At other malls, churches operate right out in the open. Church on the Mall has held vacation Bible school in the center of the mall and, at one time, baptized people in the mall’s main fountain. Formed by the merger of three small churches, Church on the Mall was established in 1966 and a few years later built its own sanctuary and office space, right off the mall’s food court. It owns the building, but leases the land — a 50-year-lease priced at a dollar a year, negotiated with the mall’s late developer, James Rouse, who was a Presbyterian elder.

As part of the deal, the congregation agrees to provide community space, which means its meeting rooms are used for Weight Watchers meetings and youth orchestra rehearsals, for square dancing and ballroom dancing, by Philadelphia Presbytery for committee meetings, by a “Saturday night alternative” group that meets late at night “as an alternative to going out and getting into trouble,” Smith said. A big office building is adjacent to the church, so there’s a lot of traffic past the sanctuary. A recent soup-and-bake sale to the lunchtime crowd raised $400 for the congregation’s mission fund.

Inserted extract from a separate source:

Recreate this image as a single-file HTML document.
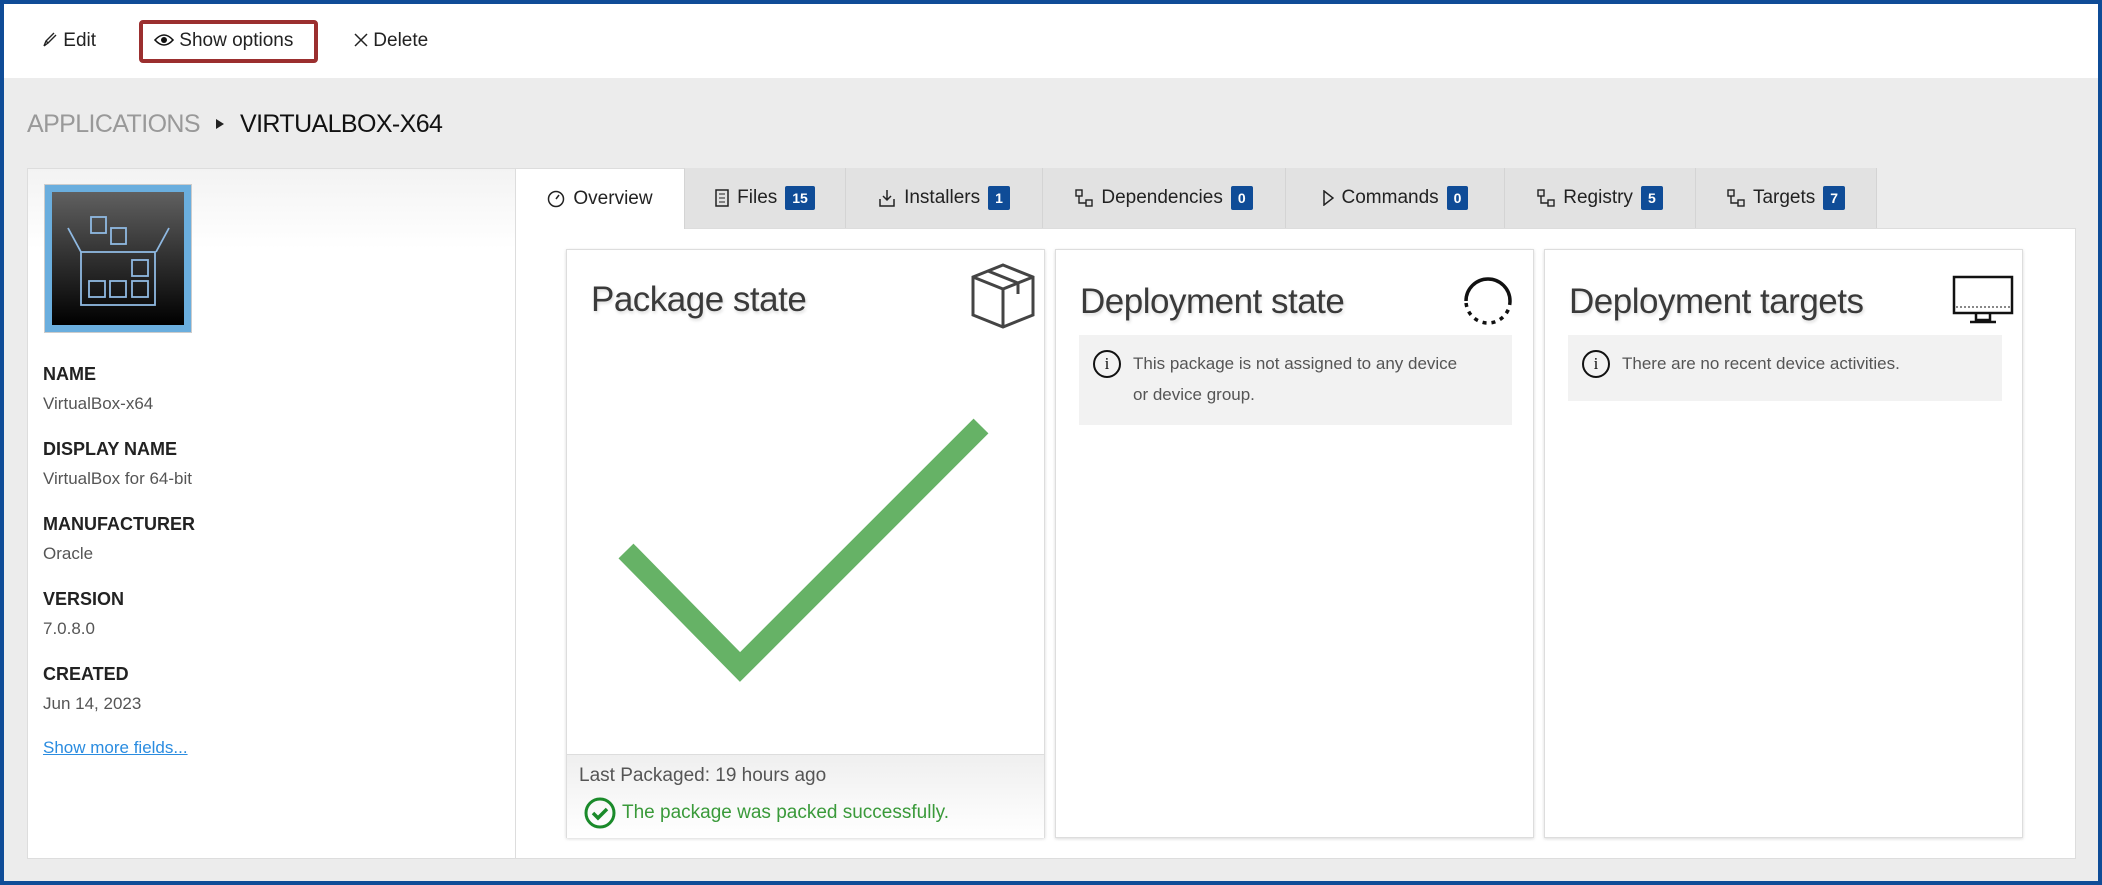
<!DOCTYPE html>
<html><head><meta charset="utf-8"><style>
*{box-sizing:border-box;margin:0;padding:0}
body{width:2102px;height:885px;overflow:hidden;font-family:"Liberation Sans",sans-serif;background:#0f4c97;position:relative}
.a{position:absolute}
#main{left:4px;top:4px;width:2094px;height:877px;background:#ececec}
#top{left:4px;top:4px;width:2094px;height:74px;background:#fff}
.tb{font-size:19px;color:#222;top:30px}
.lbl{left:43px;font-size:18px;font-weight:bold;color:#222}
.val{left:43px;font-size:17px;color:#555}
.tab{top:168px;height:60px;background:#e2e2e2;border-right:1px solid #d4d4d4;font-size:19px;color:#222;display:flex;align-items:center;justify-content:center;gap:8px}
.bd{background:#0f4c97;color:#fff;font-size:14px;font-weight:bold;padding:4px 7px;border-radius:2px}
.card{top:249px;height:589px;width:479px;background:#fff;border:1px solid #ddd;box-shadow:0 1px 3px rgba(0,0,0,.15)}
.ct{font-size:35px;color:#3a3a3a;top:30px;left:24px;text-shadow:1px 2px 3px rgba(0,0,0,.15);letter-spacing:-0.5px}
.info{background:#f2f2f2;font-size:17px;color:#555;line-height:31px}
.ic{display:inline-block;width:28px;height:28px;border:2px solid #111;border-radius:50%;text-align:center;font-size:17px;line-height:24px;color:#111;font-family:"Liberation Serif",serif}
</style></head><body>
<div class="a" id="main"></div>
<div class="a" id="top"></div>
<div class="a tb" style="left:42px">
<svg width="16" height="16" viewBox="0 0 16 16" style="vertical-align:-2px"><path d="M2 14 L4 9 L12 1 M4 9 L6 11 L14 3 M2 14 L6 11" stroke="#222" stroke-width="1.4" fill="none"/></svg> Edit</div>
<div class="a" style="left:139px;top:20px;width:179px;height:43px;border:4px solid #9b2f2f;border-radius:4px"></div>
<div class="a tb" style="left:154px"><svg width="20" height="14" viewBox="0 0 20 14" style="vertical-align:-1px"><path d="M1 7 Q10 -3 19 7 Q10 17 1 7Z" stroke="#111" stroke-width="1.6" fill="none"/><circle cx="10" cy="7" r="3" fill="#111"/></svg> Show options</div>
<div class="a tb" style="left:354px"><svg width="14" height="14" viewBox="0 0 14 14" style="vertical-align:-1px"><path d="M1 1L13 13M13 1L1 13" stroke="#222" stroke-width="1.5"/></svg> Delete</div>
<div class="a" style="left:27px;top:110px;font-size:25px;color:#999;letter-spacing:-0.6px">APPLICATIONS</div>
<div class="a" style="left:216px;top:119px;width:0;height:0;border-left:8px solid #222;border-top:5px solid transparent;border-bottom:5px solid transparent"></div>
<div class="a" style="left:240px;top:110px;font-size:25px;color:#111;letter-spacing:-0.6px">VIRTUALBOX-X64</div>
<div class="a" style="left:27px;top:168px;width:489px;height:691px;background:linear-gradient(#f3f3f3,#fff 80px);border:1px solid #ddd"></div>
<div class="a" style="left:44px;top:184px;width:148px;height:149px;background:#6aaede;border:1px solid #ccc;padding:7px">
<svg width="132" height="133" viewBox="0 0 132 133"><defs><linearGradient id="g" x1="0" y1="0" x2="0" y2="1"><stop offset="0" stop-color="#606060"/><stop offset="1" stop-color="#000"/></linearGradient></defs><rect width="132" height="133" fill="url(#g)"/><g stroke="#8fb9e2" stroke-width="1.8" fill="none"><rect x="39" y="25" width="15" height="16"/><rect x="59" y="36" width="15" height="16"/><path d="M16 36 L29 60 M117 36 L104 60"/><rect x="29" y="60" width="74" height="53"/><rect x="80" y="68" width="16" height="16"/><rect x="37" y="89" width="16" height="16"/><rect x="58" y="89" width="16" height="16"/><rect x="80" y="89" width="16" height="16"/></g></svg></div>
<div class="a lbl" style="top:364px">NAME</div><div class="a val" style="top:394px">VirtualBox-x64</div>
<div class="a lbl" style="top:439px">DISPLAY NAME</div><div class="a val" style="top:469px">VirtualBox for 64-bit</div>
<div class="a lbl" style="top:514px">MANUFACTURER</div><div class="a val" style="top:544px">Oracle</div>
<div class="a lbl" style="top:589px">VERSION</div><div class="a val" style="top:619px">7.0.8.0</div>
<div class="a lbl" style="top:664px">CREATED</div><div class="a val" style="top:694px">Jun 14, 2023</div>
<div class="a val" style="top:738px;color:#2a8ce0;text-decoration:underline">Show more fields...</div>
<div class="a" style="left:515px;top:228px;width:1561px;height:631px;background:#fff;border:1px solid #ddd"></div>
<div class="a tab" style="left:516px;width:169px;background:#fff;height:61px;border-top:1px solid #ddd"><svg width="18" height="18"><circle cx="9" cy="9" r="7.5" fill="none" stroke="#222" stroke-width="1.5"/><path d="M9 9L12 5" stroke="#222" stroke-width="1.5"/></svg>Overview</div>
<div class="a tab" style="left:685px;width:161px"><svg width="14" height="18"><rect x="1" y="1" width="12" height="16" fill="none" stroke="#222" stroke-width="1.5"/><path d="M4 5h6M4 9h6M4 13h6" stroke="#222"/></svg>Files <span class="bd">15</span></div>
<div class="a tab" style="left:846px;width:197px"><svg width="18" height="18"><path d="M2 10v7h14v-7M9 1v9M5 7l4 4 4-4" fill="none" stroke="#222" stroke-width="1.5"/></svg>Installers <span class="bd">1</span></div>
<div class="a tab" style="left:1043px;width:243px"><svg width="18" height="18"><rect x="1" y="1" width="6" height="6" fill="none" stroke="#222" stroke-width="1.4"/><rect x="11" y="11" width="6" height="6" fill="none" stroke="#222" stroke-width="1.4"/><path d="M4 7v7h7" fill="none" stroke="#222" stroke-width="1.4"/></svg>Dependencies <span class="bd">0</span></div>
<div class="a tab" style="left:1286px;width:219px"><svg width="12" height="16"><path d="M2 1L11 8L2 15Z" fill="none" stroke="#222" stroke-width="1.5"/></svg>Commands <span class="bd">0</span></div>
<div class="a tab" style="left:1505px;width:191px"><svg width="18" height="18"><rect x="1" y="1" width="6" height="6" fill="none" stroke="#222" stroke-width="1.4"/><rect x="11" y="11" width="6" height="6" fill="none" stroke="#222" stroke-width="1.4"/><path d="M4 7v7h7" fill="none" stroke="#222" stroke-width="1.4"/></svg>Registry <span class="bd">5</span></div>
<div class="a tab" style="left:1696px;width:181px"><svg width="18" height="18"><rect x="1" y="1" width="6" height="6" fill="none" stroke="#222" stroke-width="1.4"/><rect x="11" y="11" width="6" height="6" fill="none" stroke="#222" stroke-width="1.4"/><path d="M4 7v7h7" fill="none" stroke="#222" stroke-width="1.4"/></svg>Targets <span class="bd">7</span></div>

<div class="a card" style="left:566px">
<div class="a ct">Package state</div>
<svg class="a" style="left:402px;top:12px" width="68" height="68" viewBox="0 0 68 68"><g fill="none" stroke="#444" stroke-width="3"><path d="M34 3 L64 15 L64 53 L34 65 L4 53 L4 15 Z M4 15 L34 27 L64 15 M34 27 V65 M19 9 L49 21 V32"/></g></svg>
<svg class="a" style="left:0;top:0" width="479" height="500"><path d="M59 301 L173 417 L414 176" stroke="#66b266" stroke-width="21" fill="none"/></svg>
<div class="a" style="left:0;top:504px;width:477px;height:84px;background:linear-gradient(#efefef,#fff);border-top:1px solid #ddd">
<div class="a" style="left:12px;top:10px;font-size:19px;color:#555">Last Packaged: 19 hours ago</div>
<div class="a" style="left:17px;top:42px;font-size:19px;color:#3a9a3a;display:flex;align-items:center;gap:6px"><svg width="32" height="32"><circle cx="16" cy="16" r="14" fill="none" stroke="#1a8a2a" stroke-width="3"/><path d="M9 16l5 5 9-9" stroke="#1a8a2a" stroke-width="3.5" fill="none"/></svg>The package was packed successfully.</div></div>
</div>
<div class="a card" style="left:1055px">
<div class="a ct" style="top:32px">Deployment state</div>
<svg class="a" style="left:406px;top:21px" width="52" height="54" viewBox="0 0 52 54"><path d="M4 30 A22 22 0 1 1 48 30" fill="none" stroke="#111" stroke-width="3.5"/><path d="M48 30 A22 22 0 0 1 4 30" fill="none" stroke="#111" stroke-width="3.5" stroke-dasharray="4 5"/></svg>
<div class="a info" style="left:23px;top:85px;width:433px;height:90px;padding:13px 0 0 54px">This package is not assigned to any device<br>or device group.<span class="ic a" style="left:14px;top:15px">i</span></div>
</div>
<div class="a card" style="left:1544px">
<div class="a ct" style="top:32px">Deployment targets</div>
<svg class="a" style="left:407px;top:25px" width="62" height="50" viewBox="0 0 62 50"><rect x="2" y="2" width="58" height="36" fill="none" stroke="#111" stroke-width="2.5"/><path d="M4 32h54" stroke="#111" stroke-dasharray="2 2"/><path d="M24 38v7h14v-7M18 47h26" stroke="#111" stroke-width="2.5" fill="none"/></svg>
<div class="a info" style="left:23px;top:85px;width:434px;height:66px;padding:13px 0 0 54px">There are no recent device activities.<span class="ic a" style="left:14px;top:15px">i</span></div>
</div>
</body></html>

Some mall ministry programs struggle with finances.

The Burlington ministries program will complete a four-year lease at its mall on April 30. Last year the program spent $39,000 in rent, with the money raised from a collection of local churches, ministerial associations, businesses, foundations “and a lot of mission-minded individuals,” Nicolette said. The future isn’t secure — Nicolette and others involved with the mall ministry are praying about their budget and the ongoing lease negotiations.

But they do feel called to this work, to evangelism in their own community. The ministry was created after the mission team at First church, Mount Holly, began praying some years ago about “how do we reach out to people who would never go to church?”

So many people think of evangelism as something that’s done overseas, in the “mission field,” somewhere far away, Leonard said. She’s learned she doesn’t have to go on a plane or across an ocean. She finds plenty of people to talk with closer to home, just offering a smile and a prayer from her desk at the mall.